# To do
Return each line of the listing below, unchanged, and omit the images.

# Data for this exercise

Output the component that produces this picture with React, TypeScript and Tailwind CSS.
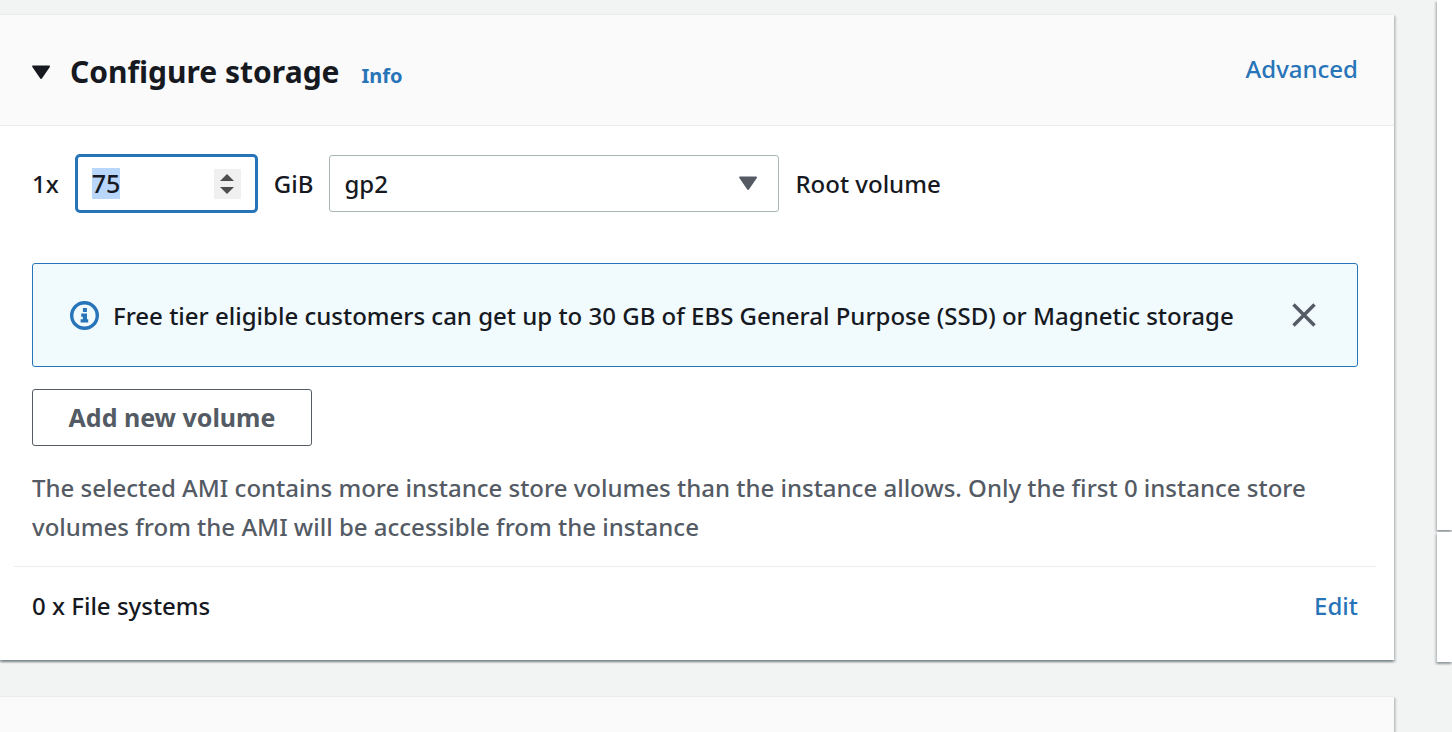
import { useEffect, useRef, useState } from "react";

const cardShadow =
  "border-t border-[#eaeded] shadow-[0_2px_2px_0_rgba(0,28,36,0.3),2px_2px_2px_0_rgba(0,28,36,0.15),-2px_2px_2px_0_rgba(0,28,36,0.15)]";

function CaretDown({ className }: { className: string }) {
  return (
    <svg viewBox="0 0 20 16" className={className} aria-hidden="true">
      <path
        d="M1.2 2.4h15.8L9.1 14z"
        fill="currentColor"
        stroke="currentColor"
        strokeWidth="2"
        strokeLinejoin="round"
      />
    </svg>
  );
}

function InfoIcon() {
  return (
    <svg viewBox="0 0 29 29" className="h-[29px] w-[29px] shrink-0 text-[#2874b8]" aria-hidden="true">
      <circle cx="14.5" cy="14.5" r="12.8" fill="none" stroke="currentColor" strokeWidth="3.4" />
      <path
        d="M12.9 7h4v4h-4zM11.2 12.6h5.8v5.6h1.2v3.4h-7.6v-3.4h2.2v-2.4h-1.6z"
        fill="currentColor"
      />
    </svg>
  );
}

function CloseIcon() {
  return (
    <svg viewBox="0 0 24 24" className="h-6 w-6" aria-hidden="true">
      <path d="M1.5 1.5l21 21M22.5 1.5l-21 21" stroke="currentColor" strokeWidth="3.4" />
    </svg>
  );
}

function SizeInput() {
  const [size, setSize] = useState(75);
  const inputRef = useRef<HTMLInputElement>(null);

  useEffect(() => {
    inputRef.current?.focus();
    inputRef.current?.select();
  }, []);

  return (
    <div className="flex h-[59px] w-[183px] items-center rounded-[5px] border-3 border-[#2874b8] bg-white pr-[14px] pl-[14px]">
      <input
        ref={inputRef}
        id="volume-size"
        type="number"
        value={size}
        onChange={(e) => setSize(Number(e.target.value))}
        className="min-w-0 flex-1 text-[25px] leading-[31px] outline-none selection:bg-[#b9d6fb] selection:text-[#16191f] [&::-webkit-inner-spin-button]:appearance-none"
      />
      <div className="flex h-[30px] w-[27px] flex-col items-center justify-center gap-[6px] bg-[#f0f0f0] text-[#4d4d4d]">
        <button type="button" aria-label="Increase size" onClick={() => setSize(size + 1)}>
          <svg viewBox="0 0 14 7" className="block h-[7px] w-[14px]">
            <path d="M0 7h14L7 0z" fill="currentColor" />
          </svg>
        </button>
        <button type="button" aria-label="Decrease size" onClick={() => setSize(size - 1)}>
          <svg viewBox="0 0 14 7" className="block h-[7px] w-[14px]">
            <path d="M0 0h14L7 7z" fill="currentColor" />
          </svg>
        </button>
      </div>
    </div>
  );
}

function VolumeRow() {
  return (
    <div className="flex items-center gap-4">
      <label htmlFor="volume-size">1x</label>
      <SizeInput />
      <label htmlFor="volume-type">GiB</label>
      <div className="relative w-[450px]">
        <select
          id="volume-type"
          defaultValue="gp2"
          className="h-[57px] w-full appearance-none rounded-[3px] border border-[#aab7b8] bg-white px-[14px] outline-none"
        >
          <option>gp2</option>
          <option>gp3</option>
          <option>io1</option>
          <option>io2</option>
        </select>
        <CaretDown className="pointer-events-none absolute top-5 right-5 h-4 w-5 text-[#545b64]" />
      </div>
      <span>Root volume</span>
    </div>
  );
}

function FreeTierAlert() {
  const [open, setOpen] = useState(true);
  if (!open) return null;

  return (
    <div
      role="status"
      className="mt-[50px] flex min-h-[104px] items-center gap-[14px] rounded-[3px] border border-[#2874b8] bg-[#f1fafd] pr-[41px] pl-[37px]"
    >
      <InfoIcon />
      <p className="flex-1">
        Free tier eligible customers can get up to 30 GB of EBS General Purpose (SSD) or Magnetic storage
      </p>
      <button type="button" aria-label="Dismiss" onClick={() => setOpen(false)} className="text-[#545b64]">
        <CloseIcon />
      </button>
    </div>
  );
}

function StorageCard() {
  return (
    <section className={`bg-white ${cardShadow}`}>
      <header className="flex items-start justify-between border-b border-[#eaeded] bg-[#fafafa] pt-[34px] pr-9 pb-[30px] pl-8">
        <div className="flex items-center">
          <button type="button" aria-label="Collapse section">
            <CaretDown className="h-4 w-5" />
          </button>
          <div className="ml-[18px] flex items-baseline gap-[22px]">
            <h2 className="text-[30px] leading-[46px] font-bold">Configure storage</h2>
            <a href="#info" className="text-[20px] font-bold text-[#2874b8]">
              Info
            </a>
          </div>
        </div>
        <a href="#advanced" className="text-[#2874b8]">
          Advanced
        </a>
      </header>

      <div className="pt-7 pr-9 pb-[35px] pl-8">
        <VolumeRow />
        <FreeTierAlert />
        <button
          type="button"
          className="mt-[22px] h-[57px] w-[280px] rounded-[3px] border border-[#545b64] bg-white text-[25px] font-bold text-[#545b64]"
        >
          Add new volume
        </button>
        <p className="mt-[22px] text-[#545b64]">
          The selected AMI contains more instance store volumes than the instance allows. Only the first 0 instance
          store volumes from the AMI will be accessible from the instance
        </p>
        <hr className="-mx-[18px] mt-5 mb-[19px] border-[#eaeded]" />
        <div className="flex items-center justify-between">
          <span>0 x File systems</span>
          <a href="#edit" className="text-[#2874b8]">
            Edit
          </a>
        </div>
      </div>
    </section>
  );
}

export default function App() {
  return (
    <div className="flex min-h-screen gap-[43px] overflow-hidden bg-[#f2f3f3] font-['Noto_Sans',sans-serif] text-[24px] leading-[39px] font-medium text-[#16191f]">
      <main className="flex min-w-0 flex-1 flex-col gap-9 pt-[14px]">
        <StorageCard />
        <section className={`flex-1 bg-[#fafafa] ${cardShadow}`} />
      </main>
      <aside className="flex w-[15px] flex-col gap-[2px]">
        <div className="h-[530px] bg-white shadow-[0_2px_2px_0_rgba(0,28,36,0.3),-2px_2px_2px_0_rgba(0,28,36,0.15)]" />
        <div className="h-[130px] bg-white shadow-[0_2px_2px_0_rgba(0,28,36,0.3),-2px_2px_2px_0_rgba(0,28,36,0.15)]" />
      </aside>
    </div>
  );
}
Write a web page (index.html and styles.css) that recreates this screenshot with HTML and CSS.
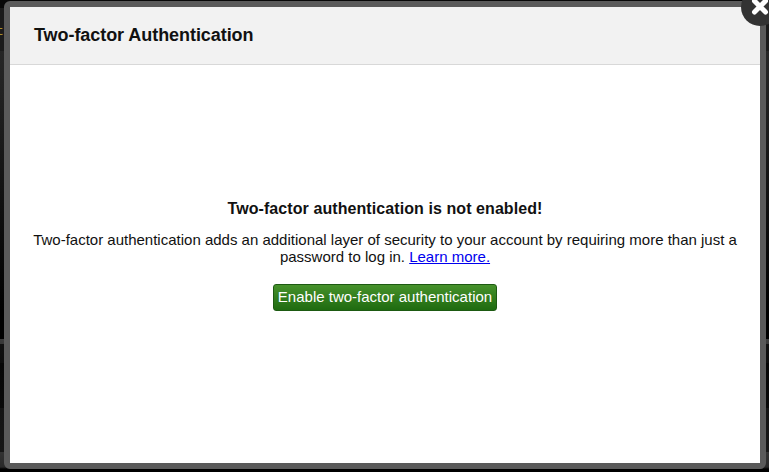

# Answer for the task
Output the component that produces this picture with React, TypeScript and Tailwind CSS.
import { useEffect, useRef, useState } from "react";

const cardShadow =
  "border-t border-[#eaeded] shadow-[0_2px_2px_0_rgba(0,28,36,0.3),2px_2px_2px_0_rgba(0,28,36,0.15),-2px_2px_2px_0_rgba(0,28,36,0.15)]";

function CaretDown({ className }: { className: string }) {
  return (
    <svg viewBox="0 0 20 16" className={className} aria-hidden="true">
      <path
        d="M1.2 2.4h15.8L9.1 14z"
        fill="currentColor"
        stroke="currentColor"
        strokeWidth="2"
        strokeLinejoin="round"
      />
    </svg>
  );
}

function InfoIcon() {
  return (
    <svg viewBox="0 0 29 29" className="h-[29px] w-[29px] shrink-0 text-[#2874b8]" aria-hidden="true">
      <circle cx="14.5" cy="14.5" r="12.8" fill="none" stroke="currentColor" strokeWidth="3.4" />
      <path
        d="M12.9 7h4v4h-4zM11.2 12.6h5.8v5.6h1.2v3.4h-7.6v-3.4h2.2v-2.4h-1.6z"
        fill="currentColor"
      />
    </svg>
  );
}

function CloseIcon() {
  return (
    <svg viewBox="0 0 24 24" className="h-6 w-6" aria-hidden="true">
      <path d="M1.5 1.5l21 21M22.5 1.5l-21 21" stroke="currentColor" strokeWidth="3.4" />
    </svg>
  );
}

function SizeInput() {
  const [size, setSize] = useState(75);
  const inputRef = useRef<HTMLInputElement>(null);

  useEffect(() => {
    inputRef.current?.focus();
    inputRef.current?.select();
  }, []);

  return (
    <div className="flex h-[59px] w-[183px] items-center rounded-[5px] border-3 border-[#2874b8] bg-white pr-[14px] pl-[14px]">
      <input
        ref={inputRef}
        id="volume-size"
        type="number"
        value={size}
        onChange={(e) => setSize(Number(e.target.value))}
        className="min-w-0 flex-1 text-[25px] leading-[31px] outline-none selection:bg-[#b9d6fb] selection:text-[#16191f] [&::-webkit-inner-spin-button]:appearance-none"
      />
      <div className="flex h-[30px] w-[27px] flex-col items-center justify-center gap-[6px] bg-[#f0f0f0] text-[#4d4d4d]">
        <button type="button" aria-label="Increase size" onClick={() => setSize(size + 1)}>
          <svg viewBox="0 0 14 7" className="block h-[7px] w-[14px]">
            <path d="M0 7h14L7 0z" fill="currentColor" />
          </svg>
        </button>
        <button type="button" aria-label="Decrease size" onClick={() => setSize(size - 1)}>
          <svg viewBox="0 0 14 7" className="block h-[7px] w-[14px]">
            <path d="M0 0h14L7 7z" fill="currentColor" />
          </svg>
        </button>
      </div>
    </div>
  );
}

function VolumeRow() {
  return (
    <div className="flex items-center gap-4">
      <label htmlFor="volume-size">1x</label>
      <SizeInput />
      <label htmlFor="volume-type">GiB</label>
      <div className="relative w-[450px]">
        <select
          id="volume-type"
          defaultValue="gp2"
          className="h-[57px] w-full appearance-none rounded-[3px] border border-[#aab7b8] bg-white px-[14px] outline-none"
        >
          <option>gp2</option>
          <option>gp3</option>
          <option>io1</option>
          <option>io2</option>
        </select>
        <CaretDown className="pointer-events-none absolute top-5 right-5 h-4 w-5 text-[#545b64]" />
      </div>
      <span>Root volume</span>
    </div>
  );
}

function FreeTierAlert() {
  const [open, setOpen] = useState(true);
  if (!open) return null;

  return (
    <div
      role="status"
      className="mt-[50px] flex min-h-[104px] items-center gap-[14px] rounded-[3px] border border-[#2874b8] bg-[#f1fafd] pr-[41px] pl-[37px]"
    >
      <InfoIcon />
      <p className="flex-1">
        Free tier eligible customers can get up to 30 GB of EBS General Purpose (SSD) or Magnetic storage
      </p>
      <button type="button" aria-label="Dismiss" onClick={() => setOpen(false)} className="text-[#545b64]">
        <CloseIcon />
      </button>
    </div>
  );
}

function StorageCard() {
  return (
    <section className={`bg-white ${cardShadow}`}>
      <header className="flex items-start justify-between border-b border-[#eaeded] bg-[#fafafa] pt-[34px] pr-9 pb-[30px] pl-8">
        <div className="flex items-center">
          <button type="button" aria-label="Collapse section">
            <CaretDown className="h-4 w-5" />
          </button>
          <div className="ml-[18px] flex items-baseline gap-[22px]">
            <h2 className="text-[30px] leading-[46px] font-bold">Configure storage</h2>
            <a href="#info" className="text-[20px] font-bold text-[#2874b8]">
              Info
            </a>
          </div>
        </div>
        <a href="#advanced" className="text-[#2874b8]">
          Advanced
        </a>
      </header>

      <div className="pt-7 pr-9 pb-[35px] pl-8">
        <VolumeRow />
        <FreeTierAlert />
        <button
          type="button"
          className="mt-[22px] h-[57px] w-[280px] rounded-[3px] border border-[#545b64] bg-white text-[25px] font-bold text-[#545b64]"
        >
          Add new volume
        </button>
        <p className="mt-[22px] text-[#545b64]">
          The selected AMI contains more instance store volumes than the instance allows. Only the first 0 instance
          store volumes from the AMI will be accessible from the instance
        </p>
        <hr className="-mx-[18px] mt-5 mb-[19px] border-[#eaeded]" />
        <div className="flex items-center justify-between">
          <span>0 x File systems</span>
          <a href="#edit" className="text-[#2874b8]">
            Edit
          </a>
        </div>
      </div>
    </section>
  );
}

export default function App() {
  return (
    <div className="flex min-h-screen gap-[43px] overflow-hidden bg-[#f2f3f3] font-['Noto_Sans',sans-serif] text-[24px] leading-[39px] font-medium text-[#16191f]">
      <main className="flex min-w-0 flex-1 flex-col gap-9 pt-[14px]">
        <StorageCard />
        <section className={`flex-1 bg-[#fafafa] ${cardShadow}`} />
      </main>
      <aside className="flex w-[15px] flex-col gap-[2px]">
        <div className="h-[530px] bg-white shadow-[0_2px_2px_0_rgba(0,28,36,0.3),-2px_2px_2px_0_rgba(0,28,36,0.15)]" />
        <div className="h-[130px] bg-white shadow-[0_2px_2px_0_rgba(0,28,36,0.3),-2px_2px_2px_0_rgba(0,28,36,0.15)]" />
      </aside>
    </div>
  );
}
Write a web page (index.html and styles.css) that recreates this screenshot with HTML and CSS.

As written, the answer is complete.